Public Services flow
As well as getting broadband performance, this flow also gets the weather forecast, storing the current temperature to a topic that Chronograf will read and add to visualisation.
This flow enables me to learn RF codes as well as checking status and sending temperatures.
It also determines whether to switch any of the lights on, through the RF sockets.
Lights Schedule flow
This determines when to turn the RF lights on or off. It will also report what it does using text-to-speech. I‘m a fan of cheesy ‘70s sci-fi TV programmes, and there was one called Blake’s Seven, which had three talking computers, all of which would be classed as AI these days. One of the computers was called Slave, and responded obsequiously, and this is how the flow responds to a change of state in the “Standard Lamp” node:
Dashboard Console flow
Node-RED can have a dashboard, so a web page can be built to monitor and control nodes & flows. This flow determines what will be shown there
The web page looks like this:
Persistent Storage flow
This flow integrates MQTT with InfluxDB
I don’t own an Amazon Echo device, but there are third-party ways to connect this device to Node-RED, so this is implemented in case I decide to purchase one.
Tasker MQTT flow
I’m not a fan of Tasker on Android, because my phone always feels sluggish after installing it.
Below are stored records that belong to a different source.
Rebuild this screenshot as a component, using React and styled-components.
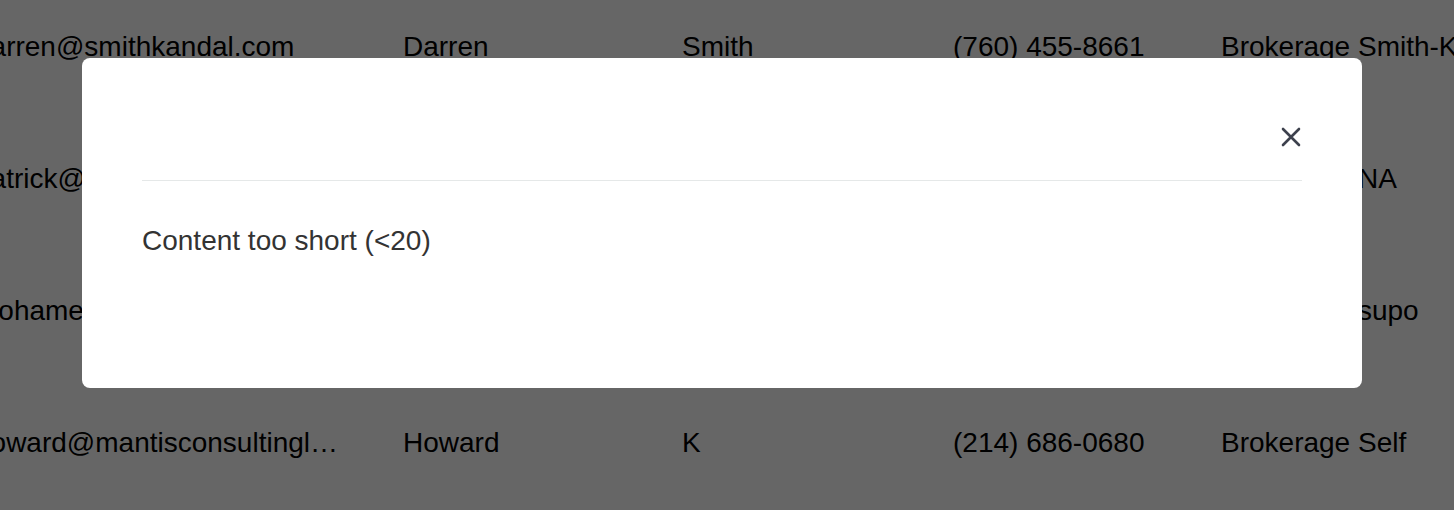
import React from "react";
import styled, { createGlobalStyle } from "styled-components";

const GlobalStyle = createGlobalStyle`
    html, body {
        margin: 0;
        padding: 0;
        background: #ffffff;
        overflow: hidden;
    }
    body {
        font-family: "Liberation Sans", Arial, Helvetica, sans-serif;
    }
`;

const Page = styled.div`
    width: 1454px;
    height: 510px;
    overflow: hidden;
`;

const Table = styled.div`
    display: grid;
    grid-template-columns: 363px 214px 206px 203px 320px;
    grid-auto-rows: 132px;
    column-gap: 65px;
    align-items: center;
    margin: -19px 0 0 -25px;
    color: #000000;
    font-size: 28px;
`;

const Cell = styled.div`
    white-space: nowrap;
    overflow: hidden;
    text-overflow: ${({ $clip }) => ($clip ? "clip" : "ellipsis")};
    margin-right: ${({ $wide }) => ($wide ? "-3px" : "0")};
`;

const Overlay = styled.div`
    position: fixed;
    inset: 0;
    background: rgba(0, 0, 0, 0.6);
    display: flex;
    align-items: flex-start;
    padding: 58px 0 0 82px;
`;

const Modal = styled.div`
    width: 1280px;
    height: 330px;
    box-sizing: border-box;
    background: #ffffff;
    border-radius: 8px;
    padding: 0 60px;
`;

const Header = styled.div`
    display: flex;
    justify-content: flex-end;
    align-items: center;
    padding: 69px 0 33px;
    border-bottom: 1px solid #e5e8e8;
`;

const CloseButton = styled.button`
    display: flex;
    width: 20px;
    height: 20px;
    margin-right: 1px;
    padding: 0;
    border: 0;
    background: none;
    color: #3d414d;
    cursor: pointer;
`;

const Body = styled.div`
    padding-top: 43px;
    font-size: 28px;
    line-height: 1.2;
    color: #333333;
`;

const rows = [
    ["darren@smithkandal.com", "Darren", "Smith", "(760) 455-8661", "Brokerage Smith-Kandal"],
    ["patrick@pmrealtygroup.com", "Patrick", "Morales", "(619) 302-4417", "Brokerage NA"],
    ["mohamed@elmasriproperties.com", "Mohamed", "Elmasri", "(858) 771-2093", "Brokerage  supo"],
    ["howard@mantisconsultinglimited.com", "Howard", "K", "(214) 686-0680", "Brokerage Self"],
];

export default function App() {
    return (
        <Page>
            <GlobalStyle />

            {/* TABLE BEHIND THE DIALOG */}
            <Table>
                {rows.map((row) =>
                    row.map((value, i) => (
                        <Cell key={row[0] + i} $wide={i === 0} $clip={i === 4}>
                            {value}
                        </Cell>
                    ))
                )}
            </Table>

            {/* DIALOG */}
            <Overlay>
                <Modal>
                    <Header>
                        <CloseButton aria-label="Close">
                            <svg width="20" height="20" viewBox="0 0 20 20" fill="none">
                                <path
                                    d="M2 2L18 18M18 2L2 18"
                                    stroke="currentColor"
                                    strokeWidth="2.6"
                                    strokeLinecap="round"
                                />
                            </svg>
                        </CloseButton>
                    </Header>
                    <Body>Content too short (&lt;20)</Body>
                </Modal>
            </Overlay>
        </Page>
    );
}
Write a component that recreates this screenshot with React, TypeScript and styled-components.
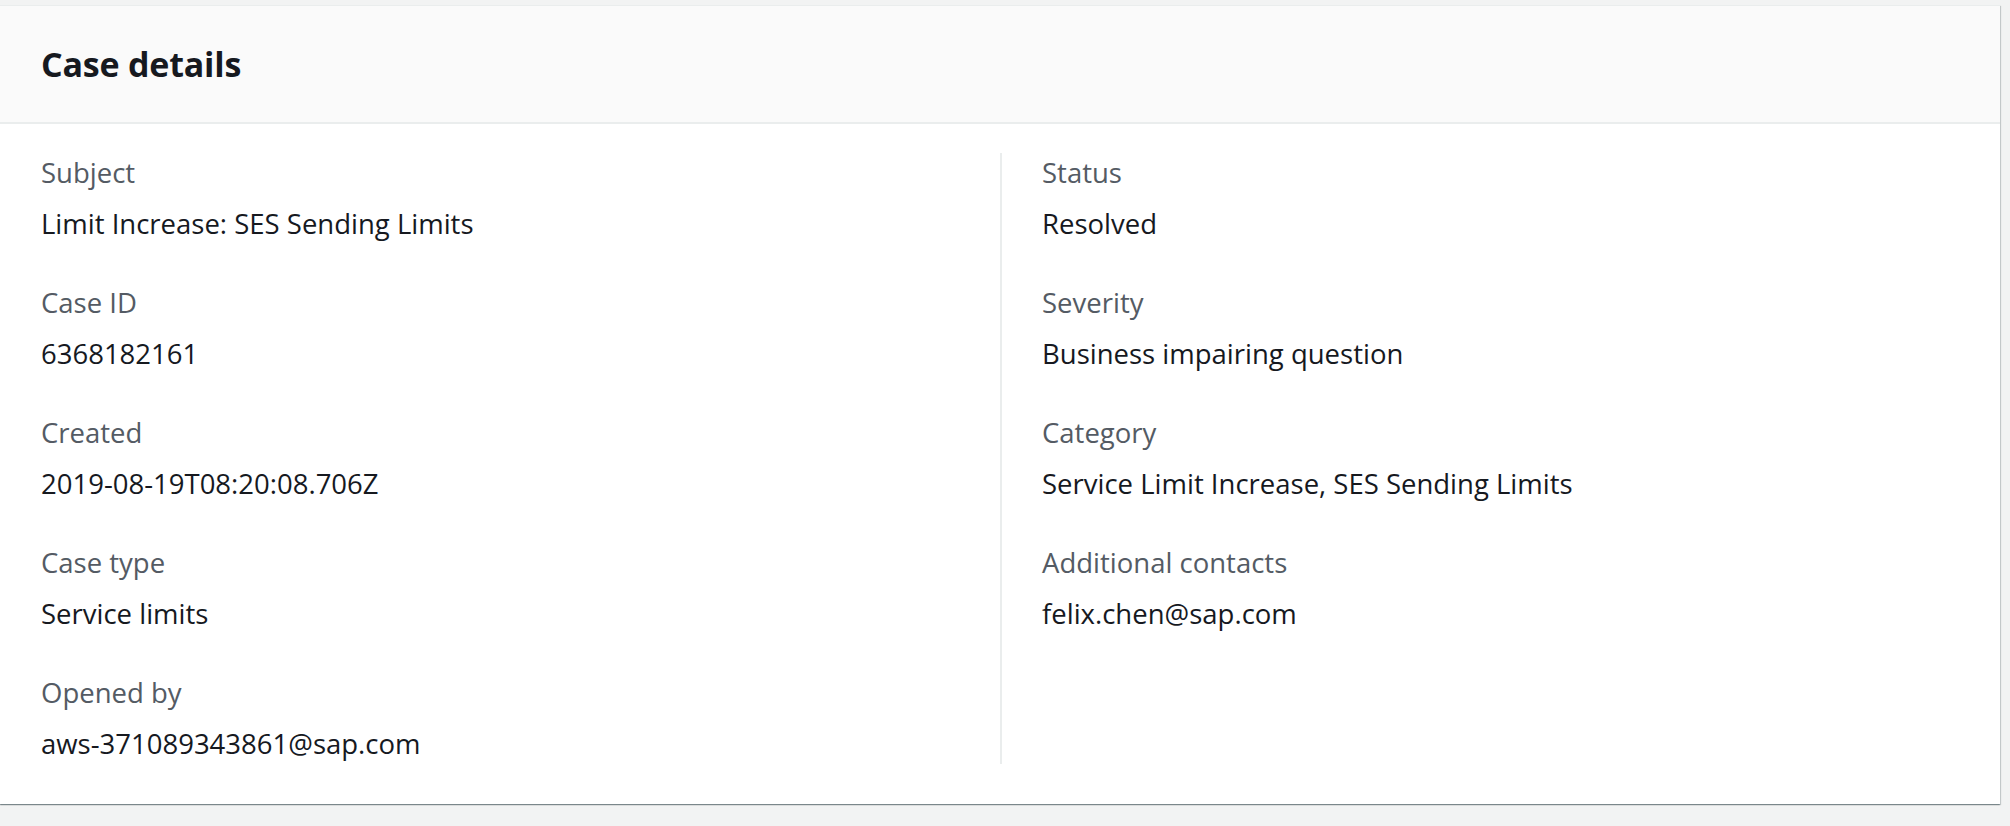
import React from 'react';
import styled, { createGlobalStyle } from 'styled-components';

interface FieldData {
    label: string;
    value: string;
}

const leftFields: FieldData[] = [
    { label: 'Subject', value: 'Limit Increase: SES Sending Limits' },
    { label: 'Case ID', value: '6368182161' },
    { label: 'Created', value: '2019-08-19T08:20:08.706Z' },
    { label: 'Case type', value: 'Service limits' },
    { label: 'Opened by', value: 'aws-371089343861@sap.com' },
];

const rightFields: FieldData[] = [
    { label: 'Status', value: 'Resolved' },
    { label: 'Severity', value: 'Business impairing question' },
    { label: 'Category', value: 'Service Limit Increase, SES Sending Limits' },
    { label: 'Additional contacts', value: 'felix.chen@sap.com' },
];

const FieldList: React.FC<{ fields: FieldData[] }> = ({ fields }) => (
    <Column>
        {fields.map((f) => (
            <Field key={f.label}>
                <Label>{f.label}</Label>
                <Value>{f.value}</Value>
            </Field>
        ))}
    </Column>
);

const App: React.FC = () => {
    return (
        <>
            <GlobalStyle />
            <Page>
                <Card>
                    <Header>
                        <Title>Case details</Title>
                    </Header>
                    <Body>
                        <FieldList fields={leftFields} />
                        <Divider />
                        <FieldList fields={rightFields} />
                    </Body>
                </Card>
            </Page>
        </>
    );
};

const GlobalStyle = createGlobalStyle`
  html, body {
    margin: 0;
    padding: 0;
    background: #f2f3f3;
  }

  body {
    font-family: "Open Sans", "Noto Sans", sans-serif;
    color: #16191f;
  }
`;

const Page = styled.div`
  min-height: 100vh;
  padding: 5px 10px 0 0;
  box-sizing: border-box;
`;

const Card = styled.section`
  background: #ffffff;
  border-top: 1px solid #eaeded;
  box-shadow: 0 1px 1px 0 rgba(0, 28, 36, 0.3),
    1px 1px 1px 0 rgba(0, 28, 36, 0.15),
    -1px 1px 1px 0 rgba(0, 28, 36, 0.15);
`;

const Header = styled.div`
  display: flex;
  align-items: center;
  height: 116px;
  padding: 0 41px;
  background: #fafafa;
  border-bottom: 2px solid #eaeded;
`;

const Title = styled.h2`
  margin: 0;
  font-size: 34px;
  font-weight: 700;
  line-height: 44px;
  letter-spacing: -0.2px;
  color: #16191f;
`;

const Body = styled.div`
  display: grid;
  grid-template-columns: 959px 2px 1fr;
  padding: 29px 0 40px 41px;
`;

const Divider = styled.div`
  background: #eaeded;
`;

const Column = styled.div`
  display: flex;
  flex-direction: column;
  gap: 39px;

  & + ${Divider} + & {
    padding-left: 40px;
  }
`;

const Field = styled.div`
  display: flex;
  flex-direction: column;
  gap: 11px;
`;

const Label = styled.div`
  font-size: 27.5px;
  line-height: 40px;
  color: #545b64;
`;

const Value = styled.div`
  font-size: 27.5px;
  line-height: 40px;
  color: #16191f;
`;

export default App;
It can, however, have a direct connection to MQTT
So, this is how my home is configured. You can see that most of my flows use MQTT, and you can see from the first metrics screenshot that I'm writing and reading perhaps 300 messages per second. I only have my implementation, so I don't know if 300 messages per second is small or large; I just know that it's what I'm storing so I can visualise (and debug) what I need.
Now I've introduced you to my setup, I suppose I should get back to DevTest with MQTT, as a different follow-up to IoT Testing - next small steps , so I'll do that in my next blog post.